*DATA EXTRACT*.
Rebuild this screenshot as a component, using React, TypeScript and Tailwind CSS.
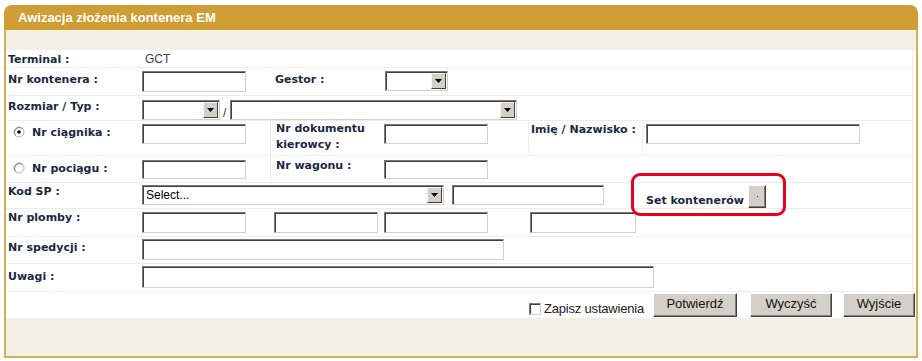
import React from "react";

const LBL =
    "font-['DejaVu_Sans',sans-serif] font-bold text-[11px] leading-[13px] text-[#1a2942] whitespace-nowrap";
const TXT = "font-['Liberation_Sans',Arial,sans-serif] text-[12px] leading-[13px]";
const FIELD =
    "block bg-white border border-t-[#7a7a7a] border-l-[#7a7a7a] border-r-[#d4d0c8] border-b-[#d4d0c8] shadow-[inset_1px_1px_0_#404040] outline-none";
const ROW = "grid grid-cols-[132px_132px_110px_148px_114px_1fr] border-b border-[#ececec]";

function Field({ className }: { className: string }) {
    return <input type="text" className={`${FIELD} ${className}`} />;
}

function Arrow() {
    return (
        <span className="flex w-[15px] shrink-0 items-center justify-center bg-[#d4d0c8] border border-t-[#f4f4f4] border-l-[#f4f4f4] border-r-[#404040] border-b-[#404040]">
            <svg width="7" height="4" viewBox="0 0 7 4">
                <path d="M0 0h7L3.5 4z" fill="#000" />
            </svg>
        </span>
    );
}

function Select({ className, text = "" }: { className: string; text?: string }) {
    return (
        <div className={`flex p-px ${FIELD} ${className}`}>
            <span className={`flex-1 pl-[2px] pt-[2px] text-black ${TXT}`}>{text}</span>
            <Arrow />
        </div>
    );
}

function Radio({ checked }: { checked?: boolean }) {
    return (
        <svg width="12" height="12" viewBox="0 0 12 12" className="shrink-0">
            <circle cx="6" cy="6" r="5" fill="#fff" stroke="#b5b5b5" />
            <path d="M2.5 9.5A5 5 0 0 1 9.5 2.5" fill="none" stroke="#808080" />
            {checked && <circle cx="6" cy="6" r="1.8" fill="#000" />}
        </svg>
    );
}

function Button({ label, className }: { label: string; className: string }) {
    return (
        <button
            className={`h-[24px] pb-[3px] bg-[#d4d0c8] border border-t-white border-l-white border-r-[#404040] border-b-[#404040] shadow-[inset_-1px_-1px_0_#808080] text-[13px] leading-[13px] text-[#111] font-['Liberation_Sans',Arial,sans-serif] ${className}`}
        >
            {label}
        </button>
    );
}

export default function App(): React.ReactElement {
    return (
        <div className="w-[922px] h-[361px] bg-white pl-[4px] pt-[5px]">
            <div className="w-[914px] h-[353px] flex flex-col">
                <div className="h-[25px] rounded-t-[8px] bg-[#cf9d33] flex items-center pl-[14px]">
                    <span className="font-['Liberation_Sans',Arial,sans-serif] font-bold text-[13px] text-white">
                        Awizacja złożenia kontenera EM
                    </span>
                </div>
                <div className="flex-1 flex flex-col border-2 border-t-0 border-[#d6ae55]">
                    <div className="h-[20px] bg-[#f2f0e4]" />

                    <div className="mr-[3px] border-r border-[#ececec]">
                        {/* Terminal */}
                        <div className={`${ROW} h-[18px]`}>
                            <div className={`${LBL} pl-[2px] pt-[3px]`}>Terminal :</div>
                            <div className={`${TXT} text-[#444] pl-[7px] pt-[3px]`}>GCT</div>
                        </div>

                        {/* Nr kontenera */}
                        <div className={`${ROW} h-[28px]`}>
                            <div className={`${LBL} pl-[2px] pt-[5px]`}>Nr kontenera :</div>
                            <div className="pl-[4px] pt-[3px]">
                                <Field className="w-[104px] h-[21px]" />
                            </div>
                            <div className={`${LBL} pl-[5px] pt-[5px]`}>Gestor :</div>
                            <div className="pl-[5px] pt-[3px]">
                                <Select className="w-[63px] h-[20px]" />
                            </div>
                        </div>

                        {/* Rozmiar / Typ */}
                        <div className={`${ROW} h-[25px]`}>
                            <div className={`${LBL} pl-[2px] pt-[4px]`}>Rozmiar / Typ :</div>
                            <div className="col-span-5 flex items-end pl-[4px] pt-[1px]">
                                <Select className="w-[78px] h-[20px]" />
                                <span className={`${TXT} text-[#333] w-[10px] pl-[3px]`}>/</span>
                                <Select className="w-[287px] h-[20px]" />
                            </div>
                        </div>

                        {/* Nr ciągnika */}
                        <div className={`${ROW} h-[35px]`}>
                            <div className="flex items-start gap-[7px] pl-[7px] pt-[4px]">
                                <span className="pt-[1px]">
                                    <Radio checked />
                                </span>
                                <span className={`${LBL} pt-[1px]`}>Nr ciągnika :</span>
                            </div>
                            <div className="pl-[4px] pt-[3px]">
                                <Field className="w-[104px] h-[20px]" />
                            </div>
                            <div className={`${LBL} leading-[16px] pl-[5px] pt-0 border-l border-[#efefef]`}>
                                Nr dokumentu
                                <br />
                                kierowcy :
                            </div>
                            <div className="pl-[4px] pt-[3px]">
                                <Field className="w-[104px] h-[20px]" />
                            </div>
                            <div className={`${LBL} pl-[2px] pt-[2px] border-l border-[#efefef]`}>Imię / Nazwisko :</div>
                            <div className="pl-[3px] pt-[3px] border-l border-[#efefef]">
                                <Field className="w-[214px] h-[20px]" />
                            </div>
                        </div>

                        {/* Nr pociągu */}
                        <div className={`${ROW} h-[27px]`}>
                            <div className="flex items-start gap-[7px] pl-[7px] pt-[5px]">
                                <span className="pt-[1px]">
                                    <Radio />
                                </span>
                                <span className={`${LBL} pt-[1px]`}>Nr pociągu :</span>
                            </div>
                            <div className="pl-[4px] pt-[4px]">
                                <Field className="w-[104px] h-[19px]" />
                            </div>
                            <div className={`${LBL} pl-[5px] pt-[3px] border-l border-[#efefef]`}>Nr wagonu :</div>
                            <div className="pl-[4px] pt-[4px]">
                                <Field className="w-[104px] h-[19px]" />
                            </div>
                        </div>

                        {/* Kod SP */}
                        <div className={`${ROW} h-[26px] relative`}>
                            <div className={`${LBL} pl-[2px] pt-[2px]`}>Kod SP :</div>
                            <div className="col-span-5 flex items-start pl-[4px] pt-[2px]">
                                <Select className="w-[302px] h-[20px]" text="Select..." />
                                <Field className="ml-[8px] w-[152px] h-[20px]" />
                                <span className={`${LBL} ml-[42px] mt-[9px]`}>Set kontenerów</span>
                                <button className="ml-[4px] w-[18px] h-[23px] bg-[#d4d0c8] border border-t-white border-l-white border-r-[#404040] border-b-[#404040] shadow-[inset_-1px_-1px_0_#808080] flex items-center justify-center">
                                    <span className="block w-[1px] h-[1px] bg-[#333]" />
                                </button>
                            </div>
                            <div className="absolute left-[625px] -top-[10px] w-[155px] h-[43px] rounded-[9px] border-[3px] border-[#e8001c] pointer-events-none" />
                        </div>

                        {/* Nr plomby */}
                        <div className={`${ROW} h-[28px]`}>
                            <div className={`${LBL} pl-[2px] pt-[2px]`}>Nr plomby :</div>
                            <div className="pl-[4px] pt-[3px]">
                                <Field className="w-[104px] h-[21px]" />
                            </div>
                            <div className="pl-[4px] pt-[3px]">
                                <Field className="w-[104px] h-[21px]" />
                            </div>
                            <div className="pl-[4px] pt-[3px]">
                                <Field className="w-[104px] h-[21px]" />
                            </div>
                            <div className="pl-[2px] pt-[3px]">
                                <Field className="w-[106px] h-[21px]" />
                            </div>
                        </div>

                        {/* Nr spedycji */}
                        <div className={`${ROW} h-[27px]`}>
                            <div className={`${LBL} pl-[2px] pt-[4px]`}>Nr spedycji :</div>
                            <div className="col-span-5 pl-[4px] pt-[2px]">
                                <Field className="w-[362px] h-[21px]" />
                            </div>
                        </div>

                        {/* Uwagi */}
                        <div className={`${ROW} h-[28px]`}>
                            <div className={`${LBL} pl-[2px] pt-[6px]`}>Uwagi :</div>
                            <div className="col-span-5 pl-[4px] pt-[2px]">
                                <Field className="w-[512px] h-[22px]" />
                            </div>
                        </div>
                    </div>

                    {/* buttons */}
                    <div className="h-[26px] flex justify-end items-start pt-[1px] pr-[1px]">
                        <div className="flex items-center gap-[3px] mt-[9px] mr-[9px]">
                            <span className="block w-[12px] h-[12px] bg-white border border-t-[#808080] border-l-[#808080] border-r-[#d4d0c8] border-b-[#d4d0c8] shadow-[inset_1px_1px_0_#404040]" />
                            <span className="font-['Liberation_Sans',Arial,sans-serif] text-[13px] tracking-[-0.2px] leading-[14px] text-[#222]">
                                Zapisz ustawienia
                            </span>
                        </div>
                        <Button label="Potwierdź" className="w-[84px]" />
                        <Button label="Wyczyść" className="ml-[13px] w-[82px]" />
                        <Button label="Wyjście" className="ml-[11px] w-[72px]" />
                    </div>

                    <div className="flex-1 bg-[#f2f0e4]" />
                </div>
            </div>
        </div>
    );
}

*WORK TO BE COMPLETED*. Look through the data above. Find each line with the string "React" and copy it.

*PROBLEM SOLUTION*.
Rebuild this screenshot as a component, using React, TypeScript and Tailwind CSS.
import React from "react";
export default function App(): React.ReactElement {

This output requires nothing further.